### Problem statement
Take every line from the first down to the line with "string; name: string;" and set it down exactly, without the pictures.
______
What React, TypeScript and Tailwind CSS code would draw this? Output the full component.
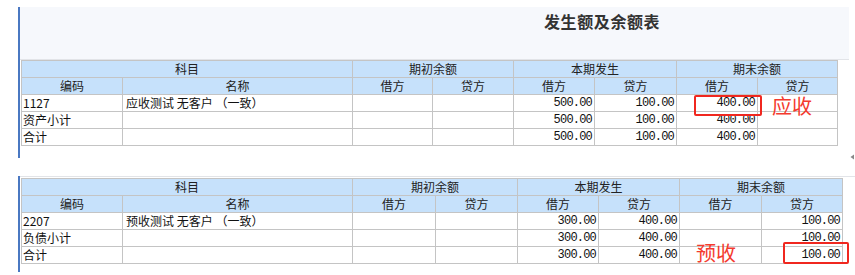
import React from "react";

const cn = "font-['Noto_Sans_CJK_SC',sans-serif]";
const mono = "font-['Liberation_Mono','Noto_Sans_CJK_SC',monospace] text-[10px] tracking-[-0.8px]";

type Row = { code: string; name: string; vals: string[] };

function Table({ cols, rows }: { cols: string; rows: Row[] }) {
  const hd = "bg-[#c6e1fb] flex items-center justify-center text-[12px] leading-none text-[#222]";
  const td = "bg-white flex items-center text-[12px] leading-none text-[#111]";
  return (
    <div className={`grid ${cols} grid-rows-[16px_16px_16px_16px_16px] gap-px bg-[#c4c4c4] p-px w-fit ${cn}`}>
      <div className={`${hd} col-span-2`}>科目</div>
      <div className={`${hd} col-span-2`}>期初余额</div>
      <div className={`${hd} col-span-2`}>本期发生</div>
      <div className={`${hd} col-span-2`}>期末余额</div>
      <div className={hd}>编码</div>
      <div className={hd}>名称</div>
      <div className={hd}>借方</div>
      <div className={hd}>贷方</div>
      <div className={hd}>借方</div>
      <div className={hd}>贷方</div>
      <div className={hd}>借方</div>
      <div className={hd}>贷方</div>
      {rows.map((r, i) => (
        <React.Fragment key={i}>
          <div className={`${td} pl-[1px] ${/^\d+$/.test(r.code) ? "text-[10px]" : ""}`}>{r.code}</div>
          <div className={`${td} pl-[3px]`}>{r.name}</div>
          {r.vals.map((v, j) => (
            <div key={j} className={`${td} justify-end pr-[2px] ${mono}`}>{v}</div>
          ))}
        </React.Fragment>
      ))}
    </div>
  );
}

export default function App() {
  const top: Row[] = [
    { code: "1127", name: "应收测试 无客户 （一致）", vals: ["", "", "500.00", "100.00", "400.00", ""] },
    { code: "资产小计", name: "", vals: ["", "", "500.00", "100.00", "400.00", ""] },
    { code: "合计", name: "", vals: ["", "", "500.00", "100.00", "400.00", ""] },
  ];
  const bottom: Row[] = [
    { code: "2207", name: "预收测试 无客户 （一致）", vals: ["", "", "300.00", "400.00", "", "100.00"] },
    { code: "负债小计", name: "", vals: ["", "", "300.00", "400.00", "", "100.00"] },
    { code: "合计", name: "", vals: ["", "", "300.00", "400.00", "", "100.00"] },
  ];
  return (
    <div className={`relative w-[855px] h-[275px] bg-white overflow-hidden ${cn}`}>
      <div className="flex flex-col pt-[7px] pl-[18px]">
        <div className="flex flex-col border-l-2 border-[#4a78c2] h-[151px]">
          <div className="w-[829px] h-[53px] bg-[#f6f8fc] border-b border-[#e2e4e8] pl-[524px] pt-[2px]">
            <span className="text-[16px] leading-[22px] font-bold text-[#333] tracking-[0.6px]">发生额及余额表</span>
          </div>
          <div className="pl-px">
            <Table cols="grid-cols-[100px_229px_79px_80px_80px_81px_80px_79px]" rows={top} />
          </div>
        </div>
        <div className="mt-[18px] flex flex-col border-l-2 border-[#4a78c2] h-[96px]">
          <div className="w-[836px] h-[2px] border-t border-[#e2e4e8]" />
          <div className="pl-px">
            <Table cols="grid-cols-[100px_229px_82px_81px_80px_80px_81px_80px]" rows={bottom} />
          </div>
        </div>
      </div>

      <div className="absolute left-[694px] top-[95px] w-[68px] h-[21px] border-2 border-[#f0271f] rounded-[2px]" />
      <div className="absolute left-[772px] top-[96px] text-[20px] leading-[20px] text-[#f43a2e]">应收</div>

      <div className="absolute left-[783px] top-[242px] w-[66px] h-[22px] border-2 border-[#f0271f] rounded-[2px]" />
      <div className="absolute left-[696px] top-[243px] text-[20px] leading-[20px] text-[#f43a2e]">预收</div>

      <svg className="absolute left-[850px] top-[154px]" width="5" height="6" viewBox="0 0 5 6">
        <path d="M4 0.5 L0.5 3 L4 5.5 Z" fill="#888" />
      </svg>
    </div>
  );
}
______
### The result
What React, TypeScript and Tailwind CSS code would draw this? Output the full component.
import React from "react";

const cn = "font-['Noto_Sans_CJK_SC',sans-serif]";
const mono = "font-['Liberation_Mono','Noto_Sans_CJK_SC',monospace] text-[10px] tracking-[-0.8px]";

type Row = { code: string; name: string; vals: string[] };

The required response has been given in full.